▸ **Instruction**
Pull out every line with the word "TypeScript" from the entries below.

▸ **Data records**
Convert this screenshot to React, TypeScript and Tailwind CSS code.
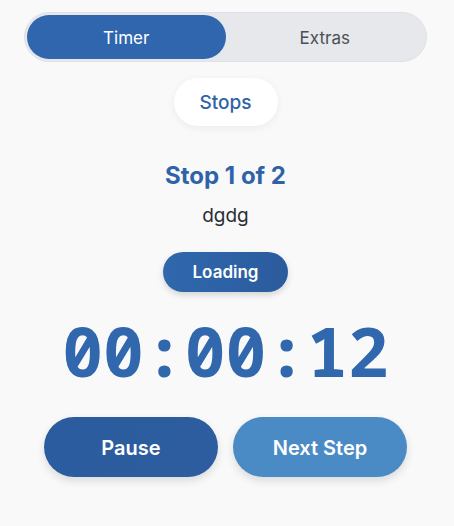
export default function App() {
  return (
    <div
      className="min-h-[526px] w-full bg-[#f9f9fa] pl-6 pr-[27px] pt-3"
      style={{ fontFamily: "Inter, 'Noto Sans', sans-serif" }}
    >
      <div className="flex h-[50px] w-[403px] items-center rounded-full border border-[#dfe1e5] bg-[#e6e8ec] p-[2px]">
        <button className="flex h-[44px] flex-1 items-center justify-center rounded-full bg-[#2f66ae] pt-[3px] text-[17px] text-white">
          Timer
        </button>
        <button className="flex h-[44px] flex-1 items-center justify-center rounded-full pt-[3px] text-[17px] text-[#4b4f56]">
          Extras
        </button>
      </div>

      <div className="mt-4 flex flex-col items-center">
        <button className="flex h-[48px] w-[104px] items-center justify-center rounded-full bg-white pt-[3px] text-[19px] font-medium text-[#2f63a8] shadow-[0_2px_8px_rgba(0,0,0,0.06)]">
          Stops
        </button>

        <h2 className="mt-[35px] text-[24px] font-bold leading-[30px] text-[#2f63a8]">
          Stop 1 of 2
        </h2>
        <p className="mt-[13px] text-[19px] leading-[24px] text-[#2b2e33]">dgdg</p>

        <div className="mt-[24px] flex h-[40px] w-[125px] items-center justify-center rounded-full bg-gradient-to-r from-[#3068ad] to-[#2a5b9d] pt-[1px] text-[17px] font-semibold text-white shadow-[0_3px_6px_rgba(0,0,0,0.15)]">
          Loading
        </div>

        <div
          className="mt-[19px] text-[68px] font-bold leading-[80px] text-[#3067ad]"
          style={{ fontFamily: "'Noto Sans Mono', monospace" }}
        >
          00:00:12
        </div>

        <div className="mt-[26px] flex gap-[15px]">
          <button className="flex h-[60px] w-[174px] items-center justify-center rounded-full bg-gradient-to-r from-[#2a5c9f] to-[#2d5d9e] pt-[2px] text-[20px] font-semibold text-white shadow-[0_4px_8px_rgba(0,0,0,0.12)]">
            Pause
          </button>
          <button className="flex h-[60px] w-[174px] items-center justify-center rounded-full bg-[#4a8bc5] pt-[2px] text-[20px] font-semibold text-white shadow-[0_4px_8px_rgba(0,0,0,0.12)]">
            Next Step
          </button>
        </div>
      </div>
    </div>
  );
}
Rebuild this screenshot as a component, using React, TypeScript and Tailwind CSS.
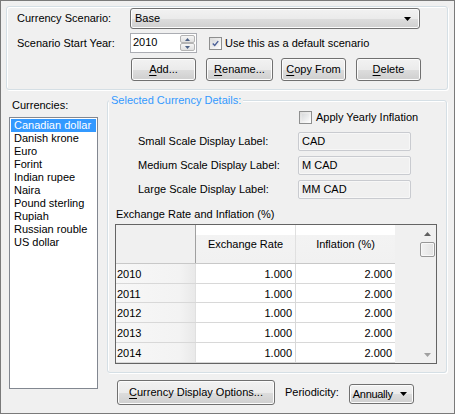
import React from "react";

const btn =
  "flex items-center justify-center h-[23px] rounded-[3px] border border-[#707070] bg-[linear-gradient(#f2f2f2_0%,#ebebeb_50%,#dddddd_51%,#cfcfcf_100%)] shadow-[inset_0_0_0_1px_#fcfcfc] whitespace-nowrap";

function Arrow() {
  return (
    <svg width="7" height="4" viewBox="0 0 7 4">
      <path d="M0 0h7L3.5 4z" fill="#000" />
    </svg>
  );
}

function Check({ checked }: { checked?: boolean }) {
  return (
    <div className="w-[13px] h-[13px] border border-[#8e8f8f] bg-[linear-gradient(135deg,#dcdcdc,#ffffff)] p-[2px] flex items-center justify-center shrink-0">
      <div className="w-full h-full bg-[linear-gradient(135deg,#d9dbdd,#f7f7f7)] flex items-center justify-center">
        {checked && (
          <svg width="9" height="9" viewBox="0 0 9 9">
            <path d="M1 4.5l2.5 2.5L8 1.5" fill="none" stroke="#4a5f97" strokeWidth="1.8" />
          </svg>
        )}
      </div>
    </div>
  );
}

function U({ c }: { c: string }) {
  return <span className="underline underline-offset-2">{c}</span>;
}

const currencies = [
  "Canadian dollar",
  "Danish krone",
  "Euro",
  "Forint",
  "Indian rupee",
  "Naira",
  "Pound sterling",
  "Rupiah",
  "Russian rouble",
  "US dollar",
];

const rows = ["2010", "2011", "2012", "2013", "2014"];

export default function App() {
  return (
    <div className="w-[455px] h-[414px] bg-[#f0f0f0] border border-[#7a7a7a] font-['Liberation_Sans',Arial,sans-serif] text-[11px] text-black leading-none overflow-hidden">
      {/* Scenario */}
      <div className="ml-[5px] mt-[5px] w-[442px] h-[84px] border border-[#d5dfe5] rounded-[3px] shadow-[inset_1px_1px_0_#ffffff,1px_1px_0_#ffffff]">
        <div className="flex items-center h-[21px] mt-[1px]">
          <span className="w-[123px] pl-[10px]">Currency Scenario:</span>
          <div className="w-[290px] h-[21px] rounded-[3px] border border-[#707070] bg-[linear-gradient(#f2f2f2_0%,#ebebeb_50%,#dddddd_51%,#cfcfcf_100%)] shadow-[inset_0_0_0_1px_#fcfcfc] flex items-center justify-between pl-[4px] pr-[8px]">
            <span>Base</span>
            <Arrow />
          </div>
        </div>
        <div className="flex items-center h-[20px] mt-[4px]">
          <span className="w-[123px] pl-[10px]">Scenario Start Year:</span>
          <div className="w-[67px] h-[20px] border border-[#abadb3] bg-white flex">
            <span className="flex-1 pl-[2px] pt-[3px]">2010</span>
            <div className="w-[16px] flex flex-col py-[1px] pr-[1px]">
              <div className="flex-1 border border-[#b4b4b4] rounded-[2px] bg-[linear-gradient(#f6f6f6,#e0e0e0)] flex items-center justify-center">
                <svg width="5" height="3" viewBox="0 0 5 3">
                  <path d="M0 3h5L2.5 0z" fill="#4d6185" />
                </svg>
              </div>
              <div className="flex-1 border border-[#b4b4b4] rounded-[2px] bg-[linear-gradient(#f6f6f6,#e0e0e0)] flex items-center justify-center">
                <svg width="5" height="3" viewBox="0 0 5 3">
                  <path d="M0 0h5L2.5 3z" fill="#4d6185" />
                </svg>
              </div>
            </div>
          </div>
          <div className="ml-[12px]">
            <Check checked />
          </div>
          <span className="ml-[3px]">Use this as a default scenario</span>
        </div>
        <div className="flex items-center mt-[5px] pl-[124px]">
          <div className={`${btn} w-[65px]`}>
            <U c="A" />dd...
          </div>
          <div className={`${btn} w-[67px] ml-[10px]`}>
            <U c="R" />ename...
          </div>
          <div className={`${btn} w-[65px] ml-[8px]`}>
            <U c="C" />opy From
          </div>
          <div className={`${btn} w-[65px] ml-[10px]`}>
            <U c="D" />elete
          </div>
        </div>
      </div>

      <div className="flex">
        {/* Currencies list */}
        <div className="ml-[8px] w-[89px]">
          <div className="mt-[8px] h-[14px] pl-[3px] leading-[14px]">Currencies:</div>
          <div className="mt-[5px] h-[272px] border border-[#828790] bg-white p-[1px]">
            {currencies.map((c, i) => (
              <div
                key={c}
                className={`h-[13px] leading-[13px] pl-[3px] whitespace-nowrap ${
                  i === 0 ? "bg-[#3399ff] text-white" : ""
                }`}
              >
                {c}
              </div>
            ))}
          </div>
        </div>

        {/* Details */}
        <div className="ml-[9px] mt-[10px]">
          <div className="relative w-[340px] h-[273px] border border-[#d5dfe5] rounded-[3px] shadow-[inset_1px_1px_0_#ffffff,1px_1px_0_#ffffff]">
            <span className="absolute left-[1px] -top-[7px] bg-[#f0f0f0] px-[2px] text-[#3399ff] leading-[13px]">
              Selected Currency Details:
            </span>
            <div className="flex items-center h-[15px] mt-[9px] pl-[191px]">
              <Check />
              <span className="ml-[4px]">Apply Yearly Inflation</span>
            </div>
            {[
              ["Small Scale Display Label:", "CAD"],
              ["Medium Scale Display Label:", "M CAD"],
              ["Large Scale Display Label:", "MM CAD"],
            ].map(([l, v], i) => (
              <div
                key={l}
                className={`flex items-center h-[19px] ${i === 0 ? "mt-[7px]" : "mt-[5px]"}`}
              >
                <span className="w-[190px] pl-[30px] whitespace-nowrap">{l}</span>
                <div className="w-[113px] h-[19px] border border-[#c9cbd0] rounded-[2px] bg-[#f0f0f0] shadow-[inset_0_0_0_1px_#f7f7f7] pl-[3px] flex items-center">
                  {v}
                </div>
              </div>
            ))}
            <div className="mt-[8px] h-[14px] leading-[14px] pl-[8px]">
              Exchange Rate and Inflation (%)
            </div>

            {/* Grid */}
            <div className="mt-[3px] ml-[7px] w-[322px] h-[140px] border border-[#646464] flex bg-[#f0f0f0]">
              <div className="w-[279px] flex flex-col">
                <div className="flex h-[39px] border-b border-[#c8c8c8]">
                  <div className="w-[80px] bg-[#f0f0f0] border-r border-[#a0a0a0]" />
                  <div className="w-[100px] border-r border-[#e0e0e0] bg-[linear-gradient(#ffffff_0%,#ffffff_25%,#f3f3f3_26%,#f1f1f1_100%)] flex items-center justify-center pt-[2px]">
                    Exchange Rate
                  </div>
                  <div className="w-[99px] bg-[linear-gradient(#ffffff_0%,#ffffff_25%,#f3f3f3_26%,#f1f1f1_100%)] flex items-center justify-center pt-[2px]">
                    Inflation (%)
                  </div>
                </div>
                {rows.map((r) => (
                  <div key={r} className="flex h-[20px] border-b border-[#d8d8d8]">
                    <div className="w-[80px] bg-[linear-gradient(90deg,#f7f7f7,#f3f3f3_80%,#e9e9e9)] border-r border-[#e0e0e0] pl-[1px] flex items-center pt-[2px]">
                      {r}
                    </div>
                    <div className="w-[100px] bg-white border-r border-[#d8d8d8] flex items-center justify-end pr-[3px] pt-[2px]">
                      1.000
                    </div>
                    <div className="w-[99px] bg-white flex items-center justify-end pr-[3px] pt-[2px]">
                      2.000
                    </div>
                  </div>
                ))}
              </div>
              <div className="w-[24px]" />
              <div className="w-[17px] bg-[#f0f0f0] flex flex-col items-center">
                <div className="h-[17px] flex items-center justify-center">
                  <svg width="7" height="4" viewBox="0 0 7 4">
                    <path d="M0 4h7L3.5 0z" fill="#606060" />
                  </svg>
                </div>
                <div className="w-[15px] h-[15px] border border-[#979797] rounded-[2px] bg-[linear-gradient(90deg,#f2f2f2,#e2e2e2)] shadow-[inset_0_0_0_1px_#f8f8f8]" />
                <div className="flex-1" />
                <div className="h-[17px] flex items-center justify-center">
                  <svg width="7" height="4" viewBox="0 0 7 4">
                    <path d="M0 0h7L3.5 4z" fill="#a0a0a0" />
                  </svg>
                </div>
              </div>
            </div>
          </div>

          <div className="flex items-center mt-[7px] pl-[10px]">
            <div className={`${btn} w-[158px] h-[25px]`}>
              <U c="C" />urrency Display Options...
            </div>
            <span className="ml-[10px]">Periodicity:</span>
            <div className="ml-[10px] mt-[3px] w-[65px] h-[20px] rounded-[3px] border border-[#707070] bg-[linear-gradient(#f2f2f2_0%,#ebebeb_50%,#dddddd_51%,#cfcfcf_100%)] shadow-[inset_0_0_0_1px_#fcfcfc] flex items-center justify-between pl-[3px] pr-[6px]">
              <span className="tracking-[-0.3px]">Annually</span>
              <Arrow />
            </div>
          </div>
        </div>
      </div>
    </div>
  );
}
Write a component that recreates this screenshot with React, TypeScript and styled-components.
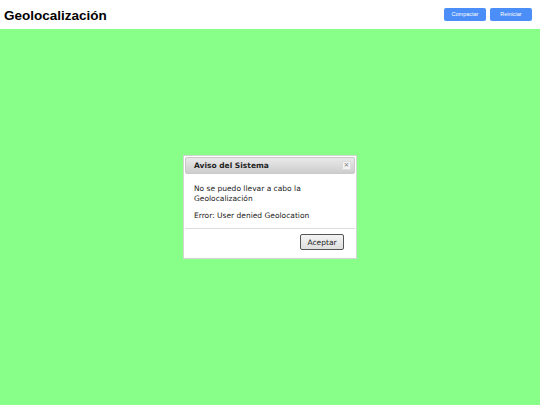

▸ **Problem solution**
Convert this screenshot to React, TypeScript and Tailwind CSS code.
Rebuild this screenshot as a component, using React, TypeScript and Tailwind CSS.
Write a component that recreates this screenshot with React, TypeScript and styled-components.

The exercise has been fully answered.